SHORT TASK – Write out nothing but the lines from the first line of the entries below through the line with "import React from 'react';"; no pictures go in.

GIVEN DATA –
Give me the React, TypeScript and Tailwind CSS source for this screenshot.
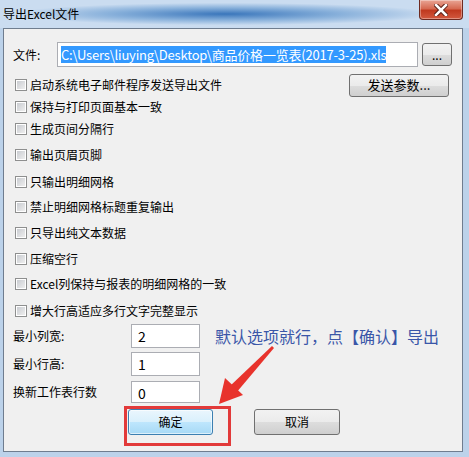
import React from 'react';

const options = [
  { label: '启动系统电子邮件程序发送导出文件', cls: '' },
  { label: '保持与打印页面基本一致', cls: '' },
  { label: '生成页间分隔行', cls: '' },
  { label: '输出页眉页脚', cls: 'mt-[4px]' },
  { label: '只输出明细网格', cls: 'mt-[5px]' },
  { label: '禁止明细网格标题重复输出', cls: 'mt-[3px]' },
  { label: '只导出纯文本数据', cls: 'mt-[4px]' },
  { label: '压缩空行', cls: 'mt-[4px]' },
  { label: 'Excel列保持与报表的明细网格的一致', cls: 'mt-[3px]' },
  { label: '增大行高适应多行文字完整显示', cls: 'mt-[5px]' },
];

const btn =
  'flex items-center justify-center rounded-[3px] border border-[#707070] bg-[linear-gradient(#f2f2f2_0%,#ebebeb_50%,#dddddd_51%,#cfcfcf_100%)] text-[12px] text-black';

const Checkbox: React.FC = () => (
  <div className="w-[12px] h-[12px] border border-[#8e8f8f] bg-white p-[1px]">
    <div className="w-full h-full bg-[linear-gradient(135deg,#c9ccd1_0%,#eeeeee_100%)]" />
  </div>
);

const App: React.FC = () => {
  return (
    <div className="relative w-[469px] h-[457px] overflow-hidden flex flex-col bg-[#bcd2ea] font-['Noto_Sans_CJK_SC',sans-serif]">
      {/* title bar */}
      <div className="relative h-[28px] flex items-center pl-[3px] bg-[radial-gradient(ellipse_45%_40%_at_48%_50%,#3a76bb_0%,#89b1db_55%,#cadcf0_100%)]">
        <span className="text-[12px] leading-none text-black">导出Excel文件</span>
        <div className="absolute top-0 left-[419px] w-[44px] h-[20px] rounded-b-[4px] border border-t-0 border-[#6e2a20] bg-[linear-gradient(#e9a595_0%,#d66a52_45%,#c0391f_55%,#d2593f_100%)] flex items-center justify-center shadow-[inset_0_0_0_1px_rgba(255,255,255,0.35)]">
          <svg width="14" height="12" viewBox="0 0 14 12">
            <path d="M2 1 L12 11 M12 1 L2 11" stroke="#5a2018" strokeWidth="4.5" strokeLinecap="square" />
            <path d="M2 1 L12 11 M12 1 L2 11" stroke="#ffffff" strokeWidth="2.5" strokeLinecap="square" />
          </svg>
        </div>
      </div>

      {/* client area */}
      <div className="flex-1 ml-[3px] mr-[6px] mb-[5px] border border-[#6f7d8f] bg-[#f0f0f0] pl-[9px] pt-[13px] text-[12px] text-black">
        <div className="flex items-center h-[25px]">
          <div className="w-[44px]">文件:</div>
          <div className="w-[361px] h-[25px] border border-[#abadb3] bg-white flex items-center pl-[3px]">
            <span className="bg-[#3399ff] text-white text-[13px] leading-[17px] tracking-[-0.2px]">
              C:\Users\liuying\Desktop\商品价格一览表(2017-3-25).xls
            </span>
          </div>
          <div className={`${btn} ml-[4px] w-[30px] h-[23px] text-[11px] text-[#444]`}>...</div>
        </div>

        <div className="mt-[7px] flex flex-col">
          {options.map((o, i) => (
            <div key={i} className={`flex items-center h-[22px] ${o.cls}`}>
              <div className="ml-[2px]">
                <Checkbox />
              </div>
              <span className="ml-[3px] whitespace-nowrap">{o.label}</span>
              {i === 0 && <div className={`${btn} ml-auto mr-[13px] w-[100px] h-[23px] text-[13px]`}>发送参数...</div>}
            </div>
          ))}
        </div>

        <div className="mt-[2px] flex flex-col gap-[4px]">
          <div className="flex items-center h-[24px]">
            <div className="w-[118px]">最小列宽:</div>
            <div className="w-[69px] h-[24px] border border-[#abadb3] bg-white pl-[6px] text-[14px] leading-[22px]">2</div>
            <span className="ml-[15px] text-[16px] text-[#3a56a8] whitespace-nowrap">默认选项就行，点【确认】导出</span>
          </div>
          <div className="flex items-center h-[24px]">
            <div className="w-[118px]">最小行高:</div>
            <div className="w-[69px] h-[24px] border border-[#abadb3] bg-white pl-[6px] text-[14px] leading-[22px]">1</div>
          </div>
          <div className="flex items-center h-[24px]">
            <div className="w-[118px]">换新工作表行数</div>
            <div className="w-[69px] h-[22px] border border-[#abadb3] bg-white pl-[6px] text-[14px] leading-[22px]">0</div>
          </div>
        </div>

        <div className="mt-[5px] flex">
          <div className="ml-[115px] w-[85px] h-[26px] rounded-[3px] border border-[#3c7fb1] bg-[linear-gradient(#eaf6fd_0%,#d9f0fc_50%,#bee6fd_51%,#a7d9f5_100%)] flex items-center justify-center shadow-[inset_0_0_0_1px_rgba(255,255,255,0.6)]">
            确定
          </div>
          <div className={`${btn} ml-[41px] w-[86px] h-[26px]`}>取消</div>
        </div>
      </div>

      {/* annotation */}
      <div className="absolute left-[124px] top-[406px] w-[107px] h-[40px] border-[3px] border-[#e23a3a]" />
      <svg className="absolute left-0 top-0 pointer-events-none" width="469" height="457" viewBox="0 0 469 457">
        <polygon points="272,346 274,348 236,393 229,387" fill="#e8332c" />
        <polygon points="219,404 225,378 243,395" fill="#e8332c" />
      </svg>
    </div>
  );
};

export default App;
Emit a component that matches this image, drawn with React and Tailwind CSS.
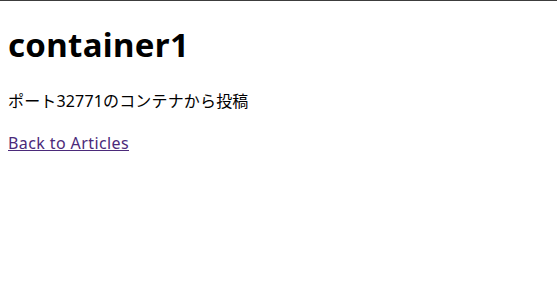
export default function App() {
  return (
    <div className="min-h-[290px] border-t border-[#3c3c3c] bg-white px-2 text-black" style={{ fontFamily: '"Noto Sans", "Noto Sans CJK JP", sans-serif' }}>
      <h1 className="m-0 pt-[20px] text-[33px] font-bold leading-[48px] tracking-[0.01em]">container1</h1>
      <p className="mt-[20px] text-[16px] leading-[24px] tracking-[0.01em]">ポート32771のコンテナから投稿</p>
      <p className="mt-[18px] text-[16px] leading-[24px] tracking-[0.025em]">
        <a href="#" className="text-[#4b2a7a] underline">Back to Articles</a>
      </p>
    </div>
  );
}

FULL RESPONSE –
Give me the React, TypeScript and Tailwind CSS source for this screenshot.
import React from 'react';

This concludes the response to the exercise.